DO THIS
Print only the lines from the top of the data through the line with "const COUNTS = ['100', '200', '500'];", both included, skipping every picture.

SOURCE EXCERPT
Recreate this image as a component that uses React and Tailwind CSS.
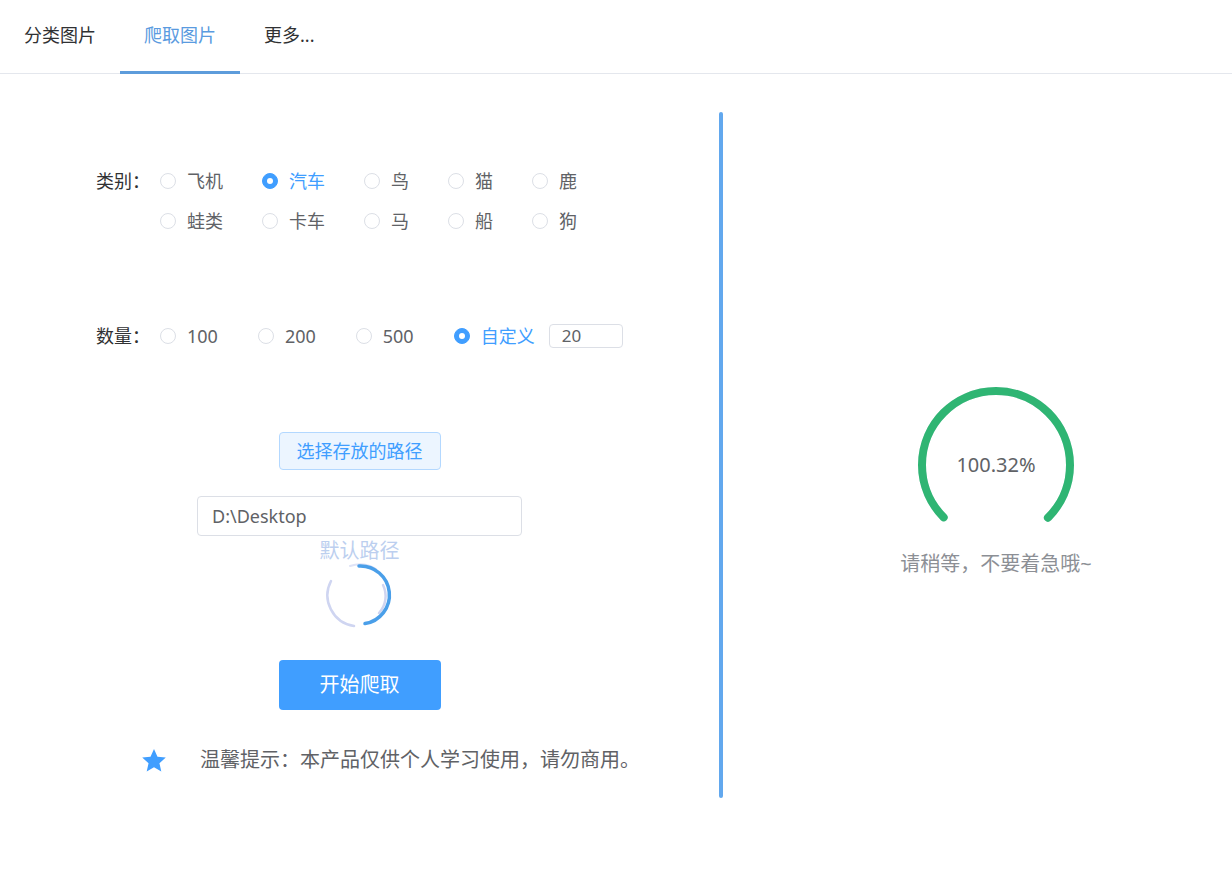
import React, { useState } from 'react';

const CATS = [
  ['飞机', '汽车', '鸟', '猫', '鹿'],
  ['蛙类', '卡车', '马', '船', '狗'],
];
const COUNTS = ['100', '200', '500'];

const Radio = ({ label, checked, mr = 'mr-[39px]' }) => (
  <label className={`flex items-center cursor-pointer ${mr}`}>
    <span
      className={`flex items-center justify-center w-4 h-4 rounded-full border ${
        checked ? 'bg-[#409eff] border-[#409eff]' : 'bg-white border-[#dcdfe6]'
      }`}
    >
      {checked && <span className="w-[6px] h-[6px] rounded-full bg-white" />}
    </span>
    <span className={`ml-[11px] text-[18px] ${checked ? 'text-[#409eff]' : 'text-[#606266]'}`}>{label}</span>
  </label>
);

const Spinner = () => (
  <svg width="68" height="68" viewBox="0 0 68 68" fill="none">
    {/* light outer arc, bottom to upper left */}
    <path d="M 28 65 A 31 31 0 0 1 5 20" stroke="#cfd5f1" strokeWidth="2.5" strokeLinecap="round" />
    {/* light top */}
    <path d="M 24 5 A 30 30 0 0 1 50 8" stroke="#dfe3f6" strokeWidth="2" strokeLinecap="round" />
    {/* light inner right arc */}
    <path d="M 57 24 A 25 25 0 0 1 53 52" stroke="#cfd5f1" strokeWidth="2.5" strokeLinecap="round" />
    {/* blue arc */}
    <path d="M 33 5 A 29 29 0 0 1 39 62.6" stroke="#4a9fe9" strokeWidth="3.5" strokeLinecap="round" />
  </svg>
);

const Dashboard = ({ percent }) => {
  const r = 74;
  const c = 2 * Math.PI * r;
  const arc = c * 0.75;
  const p = Math.min(percent, 100) / 100;
  return (
    <div className="relative w-[160px] h-[160px]">
      <svg width="160" height="160" viewBox="0 0 160 160" className="rotate-[135deg]">
        <circle cx="80" cy="80" r={r} fill="none" stroke="#e5e9f2" strokeWidth="8" strokeLinecap="round"
          strokeDasharray={`${arc} ${c}`} />
        <circle cx="80" cy="80" r={r} fill="none" stroke="#2fb573" strokeWidth="8" strokeLinecap="round"
          strokeDasharray={`${arc * p} ${c}`} />
      </svg>
      <div className="absolute inset-0 flex items-center justify-center text-[20px] text-[#606266]">
        {percent.toFixed(2)}%
      </div>
    </div>
  );
};

export default function App() {
  const [tab] = useState(1);
  const tabs = ['分类图片', '爬取图片', '更多...'];

  return (
    <div className="w-[1232px] h-[891px] bg-white font-['Noto_Sans','Noto_Sans_CJK_SC',sans-serif] overflow-hidden">
      {/* tabs */}
      <div className="flex h-[74px] border-b border-[#e4e7ed]">
        {tabs.map((t, i) => (
          <div
            key={t}
            className={`relative flex items-center px-6 text-[18px] ${
              i === tab ? 'text-[#5a9be0]' : 'text-[#303133]'
            }`}
          >
            <span className="-mt-[2px]">{t}</span>
            {i === tab && <span className="absolute left-0 right-0 -bottom-px h-[3px] bg-[#5d9cdb]" />}
          </div>
        ))}
      </div>

      <div className="flex">
        {/* left panel */}
        <div className="w-[719px] pt-[95px]">
          <div className="flex pl-[96px]">
            <div className="w-[64px] leading-6 text-[18px] text-[#303133]">类别：</div>
            <div className="flex flex-col gap-4">
              {CATS.map((row, ri) => (
                <div key={ri} className="flex h-6 items-center">
                  {row.map((c) => (
                    <Radio key={c} label={c} checked={c === '汽车'} />
                  ))}
                </div>
              ))}
            </div>
          </div>

          <div className="flex items-center h-[26px] pl-[96px] mt-[90px]">
            <div className="w-[64px] text-[18px] text-[#303133]">数量：</div>
            {COUNTS.map((n) => (
              <Radio key={n} label={n} checked={false} mr="mr-[40px]" />
            ))}
            <Radio label="自定义" checked mr="mr-[14px]" />
            <input
              defaultValue="20"
              className="w-[74px] h-6 px-[12px] border border-[#dcdfe6] rounded text-[17px] text-[#606266] outline-none"
            />
          </div>

          <div className="flex flex-col items-center">
            <button className="mt-[83px] w-[162px] h-[38px] rounded bg-[#ecf5ff] border border-[#b3d8ff] text-[#409eff] text-[18px]">
              选择存放的路径
            </button>
            <input
              defaultValue="D:\Desktop"
              className="mt-[26px] w-[325px] h-10 px-[14px] border border-[#dcdfe6] rounded text-[18px] text-[#606266] outline-none"
            />
            <div className="mt-[5px] leading-5 text-[20px] text-[#bccfef]">默认路径</div>
            <Spinner />
            <button className="mt-[31px] w-[162px] h-[50px] rounded bg-[#409eff] text-white text-[20px]">
              开始爬取
            </button>
          </div>

          <div className="flex items-center h-7 mt-[36px] pl-[142px]">
            <svg width="24" height="24" viewBox="1 1 22 21" fill="#409eff">
              <path d="M12 1.5l3.2 7.1 7.6.7-5.8 5.1 1.7 7.6L12 18.1 5.3 22l1.7-7.6L1.2 9.3l7.6-.7z" />
            </svg>
            <span className="ml-[34px] text-[20px] text-[#606266]">温馨提示：本产品仅供个人学习使用，请勿商用。</span>
          </div>
        </div>

        {/* divider */}
        <div className="mt-[38px] w-1 h-[686px] rounded-full bg-[#62a8ee]" />

        {/* right panel */}
        <div className="flex-1 flex flex-col items-center pl-[37px] pt-[311px]">
          <Dashboard percent={100.32} />
          <div className="mt-[5px] leading-7 text-[20px] text-[#8c8f95]">请稍等，不要着急哦~</div>
        </div>
      </div>
    </div>
  );
}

RESULT
Recreate this image as a component that uses React and Tailwind CSS.
import React, { useState } from 'react';

const CATS = [
  ['飞机', '汽车', '鸟', '猫', '鹿'],
  ['蛙类', '卡车', '马', '船', '狗'],
];
const COUNTS = ['100', '200', '500'];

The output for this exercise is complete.